What you should do:
All of the lines below are to be transcribed faithfully, with pictures excluded from the copy.

Data provided:

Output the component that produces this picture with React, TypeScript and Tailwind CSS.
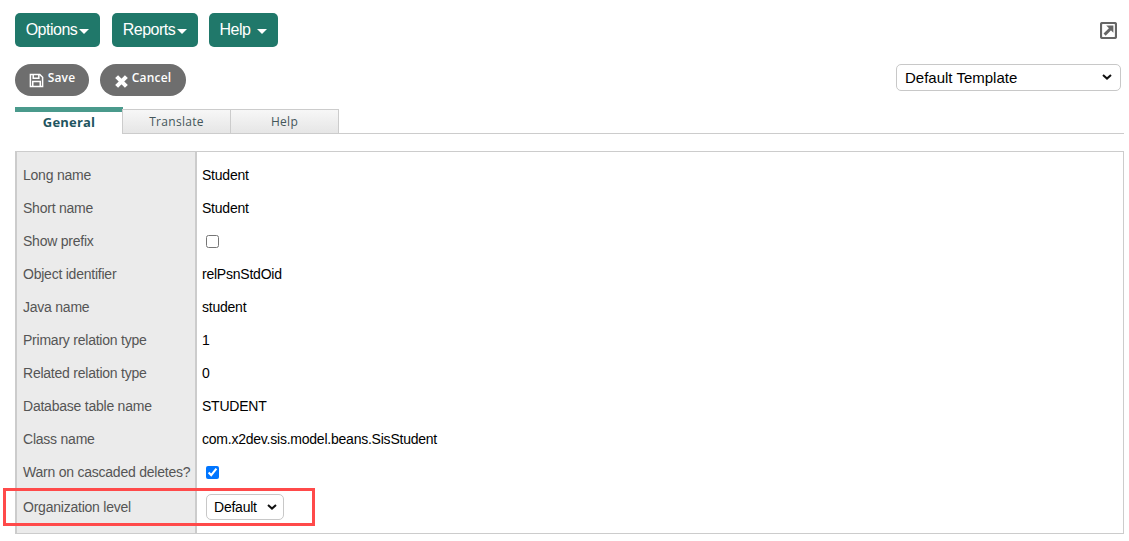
const rows: { label: string; value?: string; kind?: "check" | "checked" }[] = [
  { label: "Long name", value: "Student" },
  { label: "Short name", value: "Student" },
  { label: "Show prefix", kind: "check" },
  { label: "Object identifier", value: "relPsnStdOid" },
  { label: "Java name", value: "student" },
  { label: "Primary relation type", value: "1" },
  { label: "Related relation type", value: "0" },
  { label: "Database table name", value: "STUDENT" },
  { label: "Class name", value: "com.x2dev.sis.model.beans.SisStudent" },
  { label: "Warn on cascaded deletes?", kind: "checked" },
];

function Caret() {
  return <span className="ml-[2px] mt-[3px] h-0 w-0 border-x-[5px] border-t-[5px] border-x-transparent border-t-white" />;
}

function MenuButton({ label, width, gap }: { label: string; width: string; gap?: string }) {
  return (
    <button type="button" className={`flex h-[34px] items-center justify-center rounded-[5px] bg-[#20786a] text-[16px] tracking-[-0.5px] text-white ${width}`}>
      <span className={gap}>{label}</span>
      <Caret />
    </button>
  );
}

function Chevron({ className }: { className: string }) {
  return (
    <svg viewBox="0 0 10 6" className={`pointer-events-none absolute h-[6px] w-[10px] ${className}`} fill="none" stroke="#111" strokeWidth="2">
      <path d="M1 1 L5 4.6 L9 1" />
    </svg>
  );
}

function Field({ row }: { row: (typeof rows)[number] }) {
  if (row.kind) {
    return (
      <input
        type="checkbox"
        readOnly
        checked={row.kind === "checked"}
        className="ml-[4px] size-[13px] accent-[#0075ff]"
      />
    );
  }
  return <span>{row.value}</span>;
}

export default function App() {
  return (
    <div className="relative h-[541px] w-[1129px] overflow-hidden bg-white font-['Liberation_Sans',sans-serif]">
      <div className="flex items-start justify-between pl-[15px] pr-[12px] pt-[13px]">
        <div className="flex">
          <MenuButton label="Options" width="w-[85px]" />
          <div className="ml-[12px]">
            <MenuButton label="Reports" width="w-[86px]" />
          </div>
          <div className="ml-[11px]">
            <MenuButton label="Help" width="w-[69px]" gap="mr-[5px]" />
          </div>
        </div>
        <svg viewBox="0 0 17 17" className="mt-[9px] size-[17px]">
          <rect x="1" y="1" width="15" height="15" rx="1.5" fill="#fff" stroke="#666" strokeWidth="2.2" />
          <path d="M4.6 12.6 L10.5 6.7" fill="none" stroke="#666" strokeWidth="3" />
          <path d="M6.2 3.6 H13.4 V10.8 Z" fill="#666" />
        </svg>
      </div>

      <div className="mt-[17px] flex items-start justify-between pl-[15px] pr-[8px]">
        <div className="flex gap-[11px] font-['Open_Sans',sans-serif] text-[12px] font-semibold tracking-[0.2px] text-white">
          <button type="button" className="flex h-[32px] w-[74px] items-center justify-center gap-[4px] rounded-full bg-[#6e6e6e]">
            <svg viewBox="0 0 16 16" className="size-[15px]" fill="none" stroke="#fff" strokeWidth="1.6">
              <path d="M1.5 1.5 H11.5 L14.5 4.5 V14.5 H1.5 Z" />
              <path d="M4.5 1.5 V5.5 H10.5 V1.5 M4 14.5 V9 H12 V14.5" />
            </svg>
            <span className="-mt-[4px]">Save</span>
          </button>
          <button type="button" className="flex h-[32px] w-[86px] items-center justify-center gap-[4px] rounded-full bg-[#6e6e6e]">
            <svg viewBox="0 0 12 12" className="mt-[2px] size-[13px]" fill="none" stroke="#fff" strokeWidth="3.8">
              <path d="M1.5 1.5 L10.5 10.5 M10.5 1.5 L1.5 10.5" />
            </svg>
            <span className="-mt-[4px]">Cancel</span>
          </button>
        </div>
        <div className="relative">
          <select className="h-[27px] w-[225px] appearance-none rounded-[5px] border border-[#c8c8c8] bg-white pl-[8px] pt-[1px] text-[15px] text-black">
            <option>Default Template</option>
          </select>
          <Chevron className="right-[9px] top-[10px]" />
        </div>
      </div>

      <div className="ml-[15px] mr-[5px] mt-[11px] flex h-[27px] items-end border-b border-[#cccccc] font-['Open_Sans',sans-serif] text-[12px] tracking-[0.3px] text-[#44565a]">
        <div className="-mb-px flex h-[27px] w-[108px] items-center justify-center border-t-[5px] border-[#4a9a8c] bg-white text-[13px] font-bold tracking-[0.2px] text-[#1f5560]">
          General
        </div>
        <div className="-mb-px -ml-px flex h-[25px] w-[109px] items-center justify-center border border-[#cccccc] bg-gradient-to-b from-[#f7f7f7] to-[#e6e6e6]">
          Translate
        </div>
        <div className="-mb-px flex h-[25px] w-[108px] items-center justify-center border border-l-0 border-[#cccccc] bg-gradient-to-b from-[#f7f7f7] to-[#e6e6e6]">
          Help
        </div>
      </div>

      <div className="ml-[15px] mr-[5px] mt-[17px] flex h-[383px] border border-l-[2px] border-[#cccccc] text-[14px] tracking-[-0.23px]">
        <div className="flex w-[178px] flex-col bg-[#ebebeb] pl-[6px] pt-[7px] text-[#555555]">
          {rows.map((row) => (
            <div key={row.label} className="flex h-[33px] shrink-0 items-center whitespace-nowrap">{row.label}</div>
          ))}
          <div className="flex h-[36px] shrink-0 items-center">Organization level</div>
        </div>
        <div className="flex flex-1 flex-col border-l-[2px] border-[#cccccc] pl-[5px] pt-[7px] text-black">
          {rows.map((row) => (
            <div key={row.label} className="flex h-[33px] shrink-0 items-center">
              <Field row={row} />
            </div>
          ))}
          <div className="flex h-[36px] shrink-0 items-center">
            <div className="relative ml-[4px]">
              <select className="block h-[26px] w-[78px] appearance-none rounded-[5px] border border-[#c8c8c8] bg-white pl-[7px] text-[14px]">
                <option>Default</option>
              </select>
              <Chevron className="right-[7px] top-[10px]" />
            </div>
          </div>
        </div>
      </div>

      <div className="absolute left-[3px] top-[488px] h-[38px] w-[312px] border-[3px] border-[#ff4a4a]" />
    </div>
  );
}
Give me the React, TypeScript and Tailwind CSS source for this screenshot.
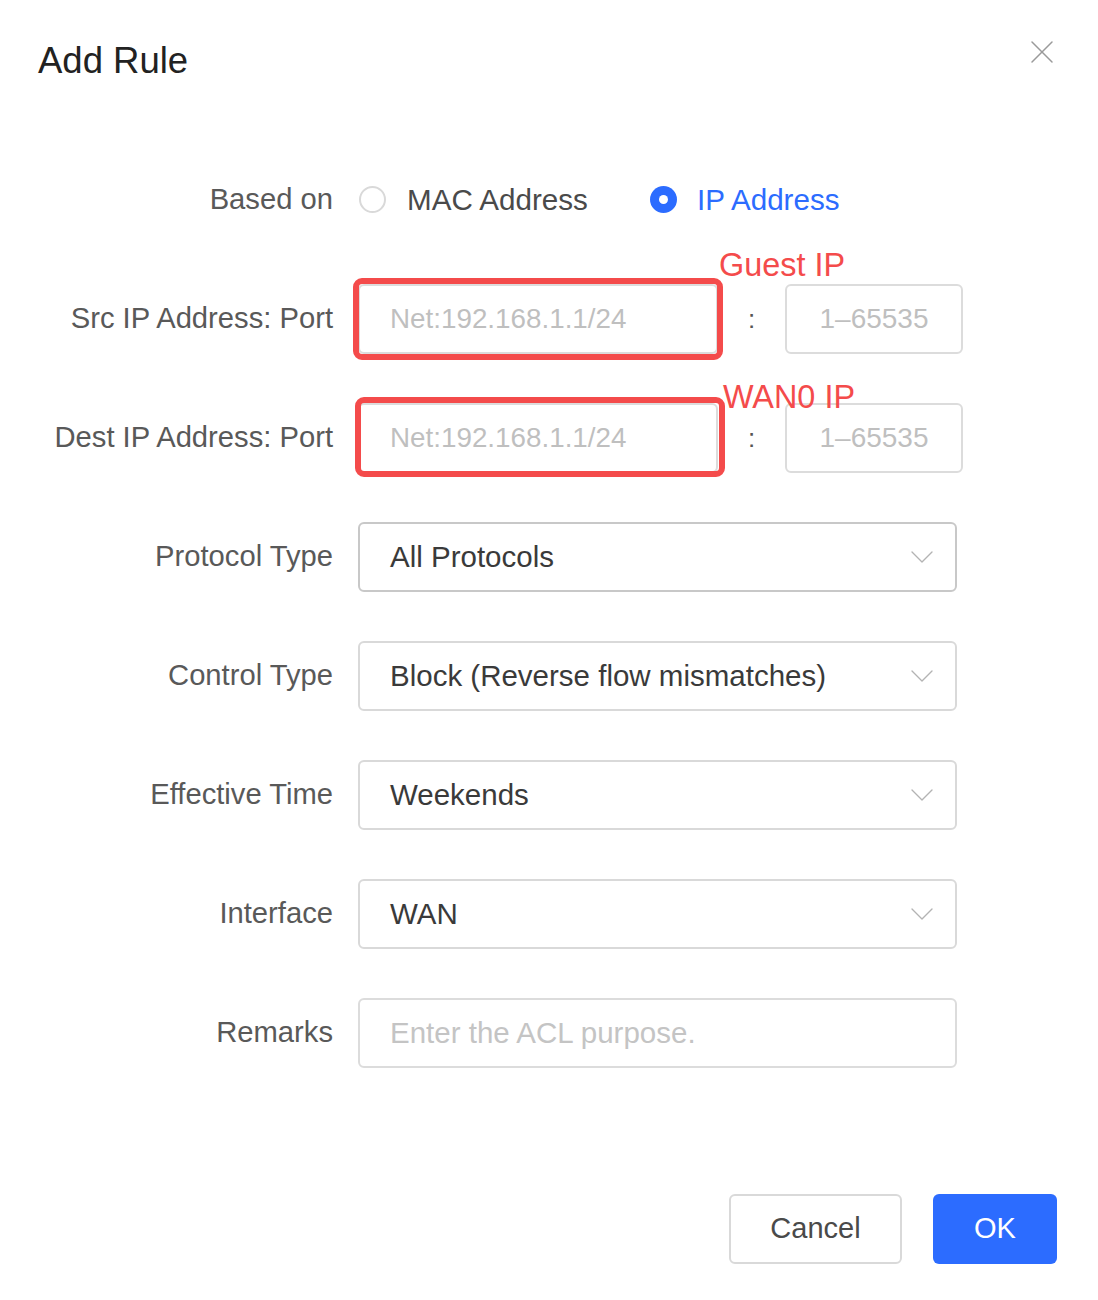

Reply to the task:
Output the component that produces this picture with React, TypeScript and Tailwind CSS.
const rows: { label: string; value?: string; kind?: "check" | "checked" }[] = [
  { label: "Long name", value: "Student" },
  { label: "Short name", value: "Student" },
  { label: "Show prefix", kind: "check" },
  { label: "Object identifier", value: "relPsnStdOid" },
  { label: "Java name", value: "student" },
  { label: "Primary relation type", value: "1" },
  { label: "Related relation type", value: "0" },
  { label: "Database table name", value: "STUDENT" },
  { label: "Class name", value: "com.x2dev.sis.model.beans.SisStudent" },
  { label: "Warn on cascaded deletes?", kind: "checked" },
];

function Caret() {
  return <span className="ml-[2px] mt-[3px] h-0 w-0 border-x-[5px] border-t-[5px] border-x-transparent border-t-white" />;
}

function MenuButton({ label, width, gap }: { label: string; width: string; gap?: string }) {
  return (
    <button type="button" className={`flex h-[34px] items-center justify-center rounded-[5px] bg-[#20786a] text-[16px] tracking-[-0.5px] text-white ${width}`}>
      <span className={gap}>{label}</span>
      <Caret />
    </button>
  );
}

function Chevron({ className }: { className: string }) {
  return (
    <svg viewBox="0 0 10 6" className={`pointer-events-none absolute h-[6px] w-[10px] ${className}`} fill="none" stroke="#111" strokeWidth="2">
      <path d="M1 1 L5 4.6 L9 1" />
    </svg>
  );
}

function Field({ row }: { row: (typeof rows)[number] }) {
  if (row.kind) {
    return (
      <input
        type="checkbox"
        readOnly
        checked={row.kind === "checked"}
        className="ml-[4px] size-[13px] accent-[#0075ff]"
      />
    );
  }
  return <span>{row.value}</span>;
}

export default function App() {
  return (
    <div className="relative h-[541px] w-[1129px] overflow-hidden bg-white font-['Liberation_Sans',sans-serif]">
      <div className="flex items-start justify-between pl-[15px] pr-[12px] pt-[13px]">
        <div className="flex">
          <MenuButton label="Options" width="w-[85px]" />
          <div className="ml-[12px]">
            <MenuButton label="Reports" width="w-[86px]" />
          </div>
          <div className="ml-[11px]">
            <MenuButton label="Help" width="w-[69px]" gap="mr-[5px]" />
          </div>
        </div>
        <svg viewBox="0 0 17 17" className="mt-[9px] size-[17px]">
          <rect x="1" y="1" width="15" height="15" rx="1.5" fill="#fff" stroke="#666" strokeWidth="2.2" />
          <path d="M4.6 12.6 L10.5 6.7" fill="none" stroke="#666" strokeWidth="3" />
          <path d="M6.2 3.6 H13.4 V10.8 Z" fill="#666" />
        </svg>
      </div>

      <div className="mt-[17px] flex items-start justify-between pl-[15px] pr-[8px]">
        <div className="flex gap-[11px] font-['Open_Sans',sans-serif] text-[12px] font-semibold tracking-[0.2px] text-white">
          <button type="button" className="flex h-[32px] w-[74px] items-center justify-center gap-[4px] rounded-full bg-[#6e6e6e]">
            <svg viewBox="0 0 16 16" className="size-[15px]" fill="none" stroke="#fff" strokeWidth="1.6">
              <path d="M1.5 1.5 H11.5 L14.5 4.5 V14.5 H1.5 Z" />
              <path d="M4.5 1.5 V5.5 H10.5 V1.5 M4 14.5 V9 H12 V14.5" />
            </svg>
            <span className="-mt-[4px]">Save</span>
          </button>
          <button type="button" className="flex h-[32px] w-[86px] items-center justify-center gap-[4px] rounded-full bg-[#6e6e6e]">
            <svg viewBox="0 0 12 12" className="mt-[2px] size-[13px]" fill="none" stroke="#fff" strokeWidth="3.8">
              <path d="M1.5 1.5 L10.5 10.5 M10.5 1.5 L1.5 10.5" />
            </svg>
            <span className="-mt-[4px]">Cancel</span>
          </button>
        </div>
        <div className="relative">
          <select className="h-[27px] w-[225px] appearance-none rounded-[5px] border border-[#c8c8c8] bg-white pl-[8px] pt-[1px] text-[15px] text-black">
            <option>Default Template</option>
          </select>
          <Chevron className="right-[9px] top-[10px]" />
        </div>
      </div>

      <div className="ml-[15px] mr-[5px] mt-[11px] flex h-[27px] items-end border-b border-[#cccccc] font-['Open_Sans',sans-serif] text-[12px] tracking-[0.3px] text-[#44565a]">
        <div className="-mb-px flex h-[27px] w-[108px] items-center justify-center border-t-[5px] border-[#4a9a8c] bg-white text-[13px] font-bold tracking-[0.2px] text-[#1f5560]">
          General
        </div>
        <div className="-mb-px -ml-px flex h-[25px] w-[109px] items-center justify-center border border-[#cccccc] bg-gradient-to-b from-[#f7f7f7] to-[#e6e6e6]">
          Translate
        </div>
        <div className="-mb-px flex h-[25px] w-[108px] items-center justify-center border border-l-0 border-[#cccccc] bg-gradient-to-b from-[#f7f7f7] to-[#e6e6e6]">
          Help
        </div>
      </div>

      <div className="ml-[15px] mr-[5px] mt-[17px] flex h-[383px] border border-l-[2px] border-[#cccccc] text-[14px] tracking-[-0.23px]">
        <div className="flex w-[178px] flex-col bg-[#ebebeb] pl-[6px] pt-[7px] text-[#555555]">
          {rows.map((row) => (
            <div key={row.label} className="flex h-[33px] shrink-0 items-center whitespace-nowrap">{row.label}</div>
          ))}
          <div className="flex h-[36px] shrink-0 items-center">Organization level</div>
        </div>
        <div className="flex flex-1 flex-col border-l-[2px] border-[#cccccc] pl-[5px] pt-[7px] text-black">
          {rows.map((row) => (
            <div key={row.label} className="flex h-[33px] shrink-0 items-center">
              <Field row={row} />
            </div>
          ))}
          <div className="flex h-[36px] shrink-0 items-center">
            <div className="relative ml-[4px]">
              <select className="block h-[26px] w-[78px] appearance-none rounded-[5px] border border-[#c8c8c8] bg-white pl-[7px] text-[14px]">
                <option>Default</option>
              </select>
              <Chevron className="right-[7px] top-[10px]" />
            </div>
          </div>
        </div>
      </div>

      <div className="absolute left-[3px] top-[488px] h-[38px] w-[312px] border-[3px] border-[#ff4a4a]" />
    </div>
  );
}
Give me the React, TypeScript and Tailwind CSS source for this screenshot.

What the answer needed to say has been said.